-- Exercise description --
Transcribe exactly the lines from the one containing "Write a component" through the one containing "const menu = ['Edit', 'Filter', 'View', 'Settings', 'Help']", both included, and leave out any pictures.

-- Task data --

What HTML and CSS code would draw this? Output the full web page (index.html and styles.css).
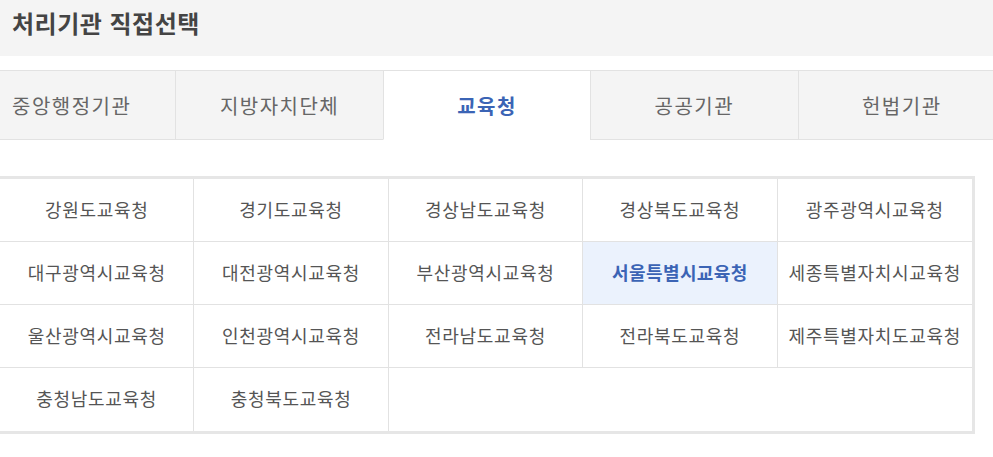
FILE: index.html
```html
<!DOCTYPE html>
<html lang="ko">
<head>
    <meta charset="UTF-8">
    <meta name="viewport" content="width=device-width, initial-scale=1.0">
    <title>처리기관 직접선택</title>
    <link rel="stylesheet" href="styles.css">
</head>
<body>
    <div class="page">
        <div class="title-bar">
            <h2>처리기관 직접선택</h2>
        </div>

        <ul class="tabs">
            <li>중앙행정기관</li>
            <li>지방자치단체</li>
            <li class="active">교육청</li>
            <li>공공기관</li>
            <li>헌법기관</li>
        </ul>

        <ul class="org-grid">
            <li>강원도교육청</li>
            <li>경기도교육청</li>
            <li>경상남도교육청</li>
            <li>경상북도교육청</li>
            <li>광주광역시교육청</li>
            <li>대구광역시교육청</li>
            <li>대전광역시교육청</li>
            <li>부산광역시교육청</li>
            <li class="selected">서울특별시교육청</li>
            <li>세종특별자치시교육청</li>
            <li>울산광역시교육청</li>
            <li>인천광역시교육청</li>
            <li>전라남도교육청</li>
            <li>전라북도교육청</li>
            <li>제주특별자치도교육청</li>
            <li>충청남도교육청</li>
            <li>충청북도교육청</li>
        </ul>
    </div>
</body>
</html>
```

FILE: styles.css
```css
:root {
    --bar-bg: #f4f4f4;
    --line: #e2e2e2;
    --outer-line: #e6e6e6;
    --text: #555;
    --tab-text: #666;
    --blue: #3b64b5;
    --selected-bg: #ebf2fd;
}

body {
    margin: 0;
    font-family: "Noto Sans CJK KR", "Noto Sans", sans-serif;
    background: #fff;
    color: var(--text);
    overflow: hidden;
}

.page {
    width: 993px;
}

.title-bar {
    background: var(--bar-bg);
    height: 56px;
    display: flex;
    align-items: center;
    padding: 0 12px;
    box-sizing: border-box;
}

.title-bar h2 {
    margin: 0 0 12px;
    font-size: 24px;
    font-weight: bold;
    color: #444;
    letter-spacing: 0.5px;
}

ul {
    list-style: none;
    margin: 0;
    padding: 0;
}

.tabs {
    display: grid;
    grid-template-columns: repeat(5, 207.4px);
    margin: 14px 0 0 -32px;
    border-top: 1px solid var(--line);
}

.tabs li {
    height: 68px;
    display: flex;
    align-items: center;
    justify-content: center;
    background: var(--bar-bg);
    border-left: 1px solid var(--line);
    border-bottom: 1px solid var(--line);
    font-size: 20px;
    letter-spacing: 1.5px;
    color: var(--tab-text);
}

.tabs li:first-child {
    border-left: none;
}

.tabs li.active {
    background: #fff;
    border-bottom-color: #fff;
    color: var(--blue);
    font-weight: bold;
}

.org-grid {
    display: grid;
    grid-template-columns: repeat(5, 1fr);
    width: 972px;
    margin: 36px 0 0 -3px;
    border: 3px solid var(--outer-line);
}

.org-grid li {
    height: 63px;
    box-sizing: border-box;
    padding-bottom: 3px;
    display: flex;
    align-items: center;
    justify-content: center;
    border-right: 1px solid var(--line);
    border-bottom: 1px solid var(--line);
    font-size: 18px;
    letter-spacing: 0.7px;
    color: var(--text);
    white-space: nowrap;
}

.org-grid li:nth-child(5n) {
    border-right: none;
}

.org-grid li:nth-child(n+16) {
    border-bottom: none;
}

.org-grid li.selected {
    background: var(--selected-bg);
    color: var(--blue);
    font-weight: bold;
    letter-spacing: 0.4px;
}
```
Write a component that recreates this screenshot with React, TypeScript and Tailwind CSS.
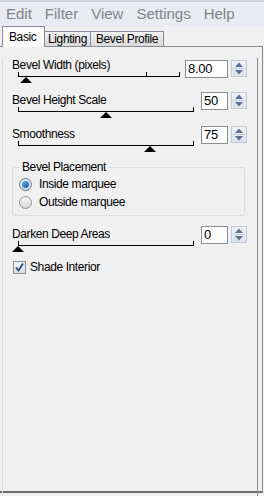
const font = { fontFamily: '"Liberation Sans", Arial, sans-serif' }

const menu = ['Edit', 'Filter', 'View', 'Settings', 'Help']

function Track({ width, from, to, ticks, thumb }: { width: number; from: number; to: number; ticks: number[]; thumb: number }) {
  return (
    <svg width={width} height={12} shapeRendering="crispEdges" className="block">
      <line x1={from} y1={4.5} x2={to + 1} y2={4.5} stroke="#000" />
      {[from, ...ticks, to].map((t) => (
        <line key={t} x1={t + 0.5} y1={0} x2={t + 0.5} y2={5} stroke="#000" />
      ))}
      <polygon points={`${thumb - 6},11 ${thumb + 6},11 ${thumb},5`} fill="#000" shapeRendering="auto" />
    </svg>
  )
}

function Spinner() {
  return (
    <svg width={16} height={17} className="block">
      <defs>
        <linearGradient id="sp" x1="0" y1="0" x2="0" y2="1">
          <stop offset="0" stopColor="#eef2f7" />
          <stop offset="1" stopColor="#d9e1ea" />
        </linearGradient>
      </defs>
      <rect x={0.5} y={0.5} width={15} height={16} fill="url(#sp)" stroke="#c3ccd6" />
      <line x1={2} y1={8.5} x2={14} y2={8.5} stroke="#c3ccd6" />
      <polygon points="4,7 12,7 8,2.5" fill="#5b7193" />
      <polygon points="4,10 12,10 8,14.5" fill="#5b7193" />
    </svg>
  )
}

function Field({ value, w }: { value: string; w: number }) {
  return (
    <div className="flex items-start gap-[3px]">
      <div
        className="h-[18px] bg-white border border-[#8b8f94] pl-[2px] text-[13px] leading-[16px] text-black tracking-[-0.3px]"
        style={{ width: w }}
      >
        {value}
      </div>
      <Spinner />
    </div>
  )
}

export default function App() {
  return (
    <div className="w-[264px] h-[496px] overflow-hidden bg-[#f0f0f0] flex flex-col" style={font}>
      {/* menu */}
      <div className="h-[27px] shrink-0 border-t-2 border-[#cfd3d9] bg-[#e8ebf0] flex items-center pl-[6px] gap-[13px] text-[15px] text-[#808489]">
        {menu.map((m) => (
          <span key={m}>{m}</span>
        ))}
      </div>

      {/* tabs */}
      <div className="h-[20px] shrink-0 flex items-end pl-[2px] text-[12px] tracking-[-0.4px] text-black relative z-10 -mb-px whitespace-nowrap">
        <div className="h-[21px] w-[43px] bg-[#fcfcfc] border border-b-0 border-[#898c95] pl-[6px] pt-[3px] leading-[14px]">
          Basic
        </div>
        <div className="h-[16px] w-[46px] bg-gradient-to-b from-[#f2f2f2] to-[#d9d9d9] border border-l-0 border-[#898c95] text-center leading-[14px]">
          Lighting
        </div>
        <div className="h-[16px] w-[73px] bg-gradient-to-b from-[#f2f2f2] to-[#d9d9d9] border border-l-0 border-[#898c95] text-center leading-[14px]">
          Bevel Profile
        </div>
      </div>

      {/* body */}
      <div className="w-[263px] h-[447px] shrink-0 border-t border-r border-[#898c95] border-b-2 border-b-[#6f6f6f] pl-[2px]">
        <div className="h-full w-[256px] border-l border-l-[#dcdcdc] border-r border-r-[#8c8c8c] border-b border-b-[#e2e2e2] pl-[9px] text-[12px] tracking-[-0.4px] text-black whitespace-nowrap">
          {/* Bevel Width */}
          <div className="mt-[11px] flex items-start">
            <div className="w-[173px]">
              <div className="h-[14px] leading-[14px]">Bevel Width (pixels)</div>
              <Track width={173} from={6} to={167} ticks={[134]} thumb={14} />
            </div>
            <div className="mt-[2px]">
              <Field value="8.00" w={43} />
            </div>
          </div>

          {/* Bevel Height Scale */}
          <div className="mt-[8px] flex items-start">
            <div className="w-[189px] pt-[1px]">
              <div className="h-[14px] leading-[14px]">Bevel Height Scale</div>
              <Track width={189} from={6} to={181} ticks={[]} thumb={94} />
            </div>
            <Field value="50" w={27} />
          </div>

          {/* Smoothness */}
          <div className="mt-[7px] flex items-start">
            <div className="w-[189px] pt-[1px]">
              <div className="h-[14px] leading-[14px]">Smoothness</div>
              <Track width={189} from={6} to={181} ticks={[]} thumb={138} />
            </div>
            <Field value="75" w={27} />
          </div>

          {/* Bevel Placement */}
          <div className="relative mt-[14px] w-[233px] h-[49px] border border-[#d5dfe5] rounded-[3px]">
            <div className="absolute -top-[8px] left-[7px] px-[2px] bg-[#f0f0f0] leading-[14px]">Bevel Placement</div>
            <div className="pt-[9px] pl-[6px] flex flex-col gap-[4px]">
              <label className="flex items-center gap-[7px] h-[14px] leading-[14px]">
                <span className="w-[13px] h-[13px] rounded-full border border-[#6b7a8c] bg-gradient-to-b from-[#e6eef7] to-[#cfd8e2] flex items-center justify-center">
                  <span className="w-[7px] h-[7px] rounded-full bg-gradient-to-br from-[#5fb3ee] to-[#155c9e]" />
                </span>
                Inside marquee
              </label>
              <label className="flex items-center gap-[7px] h-[14px] leading-[14px]">
                <span className="w-[13px] h-[13px] rounded-full border border-[#8d9299] bg-gradient-to-b from-[#f5f5f5] to-[#d8d8d8]" />
                Outside marquee
              </label>
            </div>
          </div>

          {/* Darken Deep Areas */}
          <div className="mt-[10px] flex items-start">
            <div className="w-[189px] pt-[1px]">
              <div className="h-[14px] leading-[14px]">Darken Deep Areas</div>
              <Track width={189} from={6} to={181} ticks={[]} thumb={6} />
            </div>
            <Field value="0" w={27} />
          </div>

          {/* Shade Interior */}
          <label className="mt-[7px] flex items-center gap-[4px] h-[14px] leading-[14px] pl-[1px]">
            <span className="w-[13px] h-[13px] border border-[#8e8f8f] bg-gradient-to-b from-[#f2f5f9] to-[#d5dde6] flex items-center justify-center">
              <svg width={11} height={11} viewBox="0 0 11 11">
                <path d="M2 5.5 L4.5 8.5 L9 1.5" fill="none" stroke="#2b4c8c" strokeWidth={1.8} />
              </svg>
            </span>
            Shade Interior
          </label>
        </div>
      </div>
    </div>
  )
}
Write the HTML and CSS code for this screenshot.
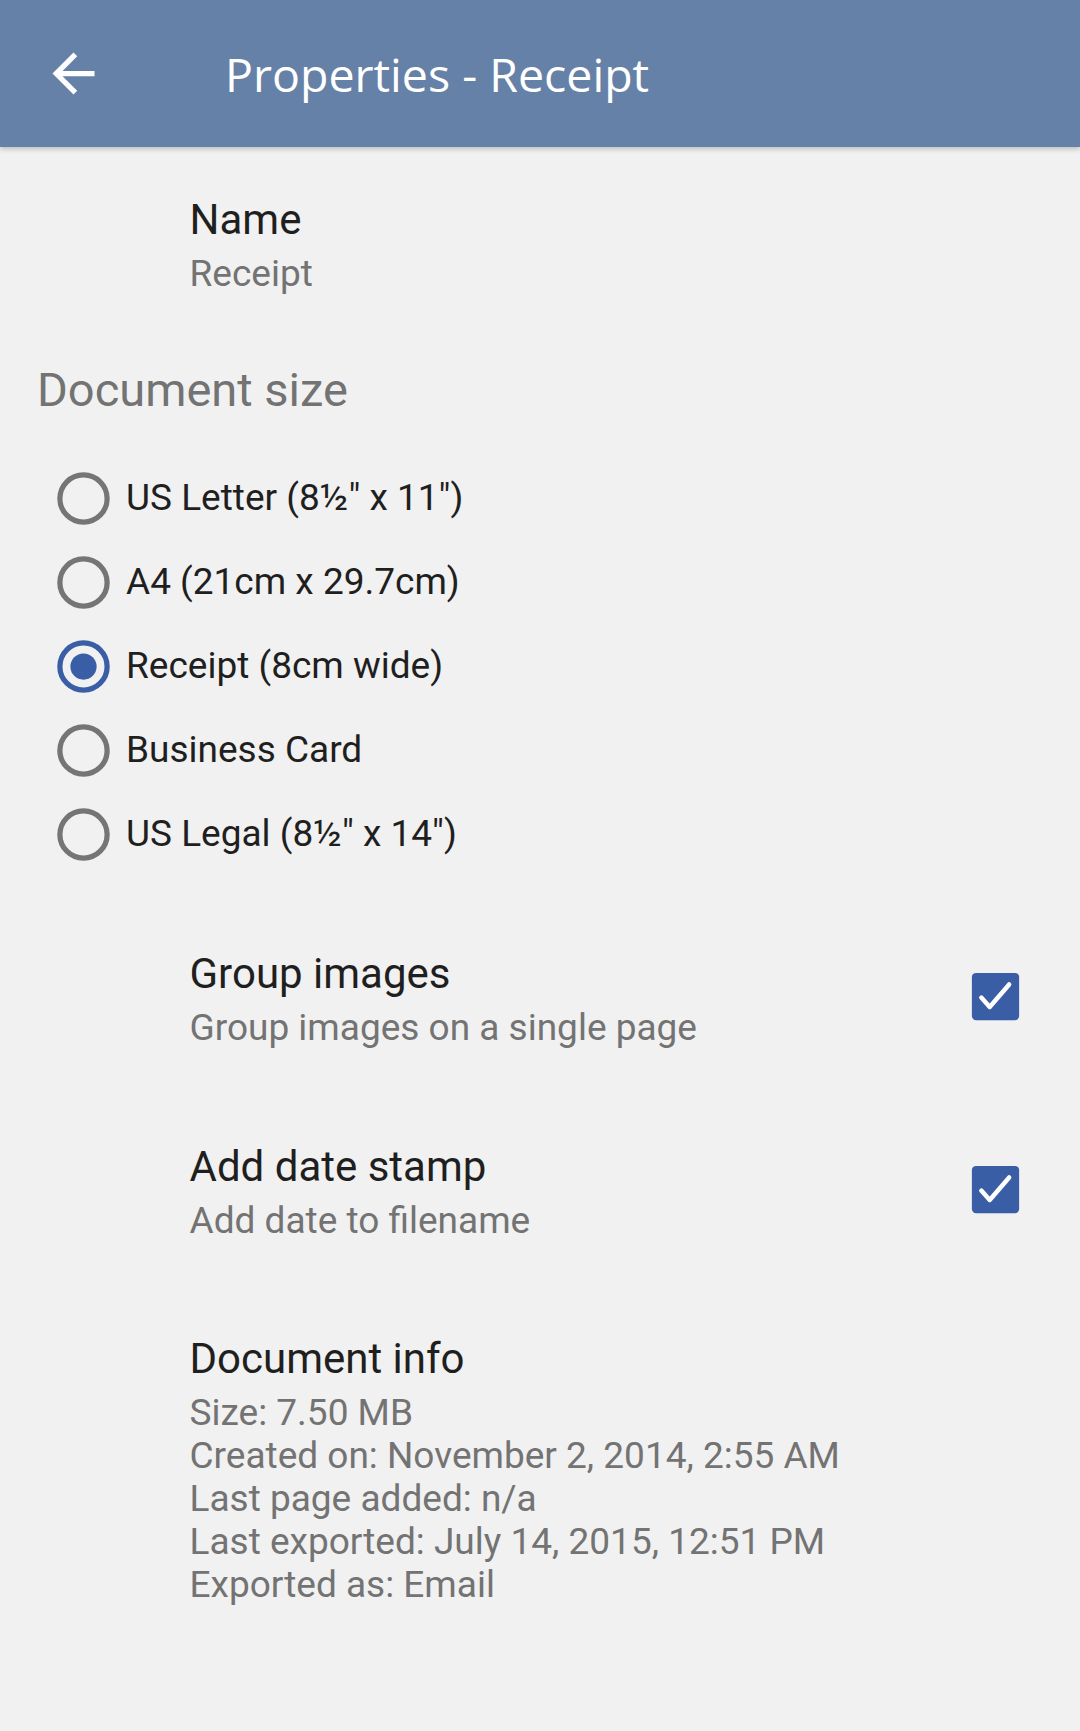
FILE: index.html
```html
<!DOCTYPE html>
<html lang="en">
<head>
<meta charset="utf-8">
<title>Properties - Receipt</title>
<link rel="stylesheet" href="styles.css">
</head>
<body>
<div class="app">
  <header class="appbar">
    <div class="back">
      <svg viewBox="0 0 24 24" width="63" height="63"><path fill="#ffffff" d="M20 11H7.83l5.59-5.59L12 4l-8 8 8 8 1.41-1.41L7.83 13H20v-2z"/></svg>
    </div>
    <h1 class="title">Properties - Receipt</h1>
  </header>

  <main class="content">
    <section class="pref pref-name">
      <div class="pref-text">
        <div class="pref-title">Name</div>
        <div class="pref-sub">Receipt</div>
      </div>
    </section>

    <h2 class="category">Document size</h2>

    <ul class="radios">
      <li class="radio-row">
        <svg class="radio" viewBox="0 0 24 24" width="63" height="63"><circle cx="12" cy="12" r="9" fill="none" stroke="#757575" stroke-width="2"/></svg>
        <span class="radio-label">US Letter (8½" x 11")</span>
      </li>
      <li class="radio-row">
        <svg class="radio" viewBox="0 0 24 24" width="63" height="63"><circle cx="12" cy="12" r="9" fill="none" stroke="#757575" stroke-width="2"/></svg>
        <span class="radio-label">A4 (21cm x 29.7cm)</span>
      </li>
      <li class="radio-row">
        <svg class="radio" viewBox="0 0 24 24" width="63" height="63"><circle cx="12" cy="12" r="9" fill="none" stroke="#3a5ea6" stroke-width="2"/><circle cx="12" cy="12" r="5" fill="#3a5ea6"/></svg>
        <span class="radio-label">Receipt (8cm wide)</span>
      </li>
      <li class="radio-row">
        <svg class="radio" viewBox="0 0 24 24" width="63" height="63"><circle cx="12" cy="12" r="9" fill="none" stroke="#757575" stroke-width="2"/></svg>
        <span class="radio-label">Business Card</span>
      </li>
      <li class="radio-row">
        <svg class="radio" viewBox="0 0 24 24" width="63" height="63"><circle cx="12" cy="12" r="9" fill="none" stroke="#757575" stroke-width="2"/></svg>
        <span class="radio-label">US Legal (8½" x 14")</span>
      </li>
    </ul>

    <section class="pref pref-check pref-group">
      <div class="pref-text">
        <div class="pref-title">Group images</div>
        <div class="pref-sub">Group images on a single page</div>
      </div>
      <svg class="check" viewBox="0 0 24 24" width="63" height="63"><rect x="3" y="3" width="18" height="18" rx="1.6" fill="#3a5ea6"/><path d="M6.6 12.4l3.2 3.6 7.4-8.6" fill="none" stroke="#ffffff" stroke-width="1.7" stroke-linecap="round" stroke-linejoin="round"/></svg>
    </section>

    <section class="pref pref-check pref-date">
      <div class="pref-text">
        <div class="pref-title">Add date stamp</div>
        <div class="pref-sub">Add date to filename</div>
      </div>
      <svg class="check" viewBox="0 0 24 24" width="63" height="63"><rect x="3" y="3" width="18" height="18" rx="1.6" fill="#3a5ea6"/><path d="M6.6 12.4l3.2 3.6 7.4-8.6" fill="none" stroke="#ffffff" stroke-width="1.7" stroke-linecap="round" stroke-linejoin="round"/></svg>
    </section>

    <section class="pref pref-info">
      <div class="pref-text">
        <div class="pref-title">Document info</div>
        <div class="info-lines">
          <div>Size: 7.50 MB</div>
          <div>Created on: November 2, 2014, 2:55 AM</div>
          <div>Last page added: n/a</div>
          <div>Last exported: July 14, 2015, 12:51 PM</div>
          <div>Exported as: Email</div>
        </div>
      </div>
    </section>
  </main>
</div>
</body>
</html>
```

FILE: styles.css
```css
* { box-sizing: border-box; }

html, body {
  margin: 0;
  padding: 0;
  background: #f1f1f1;
}

body {
  font-family: Roboto, "Liberation Sans", Arial, sans-serif;
  width: 1080px;
  height: 1731px;
  overflow: hidden;
}

.app {
  display: flex;
  flex-direction: column;
  min-height: 1731px;
}

.appbar {
  height: 147px;
  background: #6681a7;
  display: flex;
  align-items: center;
  padding-left: 42px;
  box-shadow: 0 2px 5px rgba(0, 0, 0, 0.22);
  position: relative;
  z-index: 1;
}

.back {
  width: 63px;
  height: 63px;
  display: flex;
}

.title {
  margin: 0 0 0 120px;
  font-family: "Open Sans", "Noto Sans", sans-serif;
  font-weight: 400;
  font-size: 46.5px;
  line-height: 64px;
  color: #ffffff;
}

.content {
  display: flex;
  flex-direction: column;
}

.pref {
  display: flex;
  align-items: center;
  padding-left: 189.5px;
  padding-right: 53px;
}

.pref-text {
  flex: 1;
  display: flex;
  flex-direction: column;
}

.pref-title {
  font-size: 42px;
  line-height: 52px;
  color: #1f1f1f;
}

.pref-sub {
  font-size: 37px;
  line-height: 56px;
  color: #737373;
}

.pref-name {
  margin-top: 47px;
}

.category {
  margin: 58px 0 0 0;
  padding-left: 37px;
  font-weight: 400;
  font-size: 47px;
  line-height: 60px;
  color: #737373;
}

.radios {
  list-style: none;
  margin: 36px 0 0 0;
  padding: 0;
  display: flex;
  flex-direction: column;
}

.radio-row {
  height: 84px;
  display: flex;
  align-items: center;
  padding-left: 52px;
}

.radio {
  flex: none;
}

.radio-label {
  margin-left: 11px;
  font-size: 37px;
  line-height: 84px;
  color: #1f1f1f;
}

.pref-check .pref-sub {
  line-height: 56px;
}

.check {
  flex: none;
}

.pref-group {
  margin-top: 72px;
}

.pref-group .check,
.pref-date .check {
  margin-top: -11px;
}

.pref-date {
  margin-top: 85px;
}

.pref-info {
  margin-top: 84px;
}

.info-lines {
  margin-top: 6px;
  font-size: 37px;
  line-height: 43px;
  color: #737373;
}
```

-- Correct output --
Write a component that recreates this screenshot with React, TypeScript and Tailwind CSS.
const font = { fontFamily: '"Liberation Sans", Arial, sans-serif' }

const menu = ['Edit', 'Filter', 'View', 'Settings', 'Help']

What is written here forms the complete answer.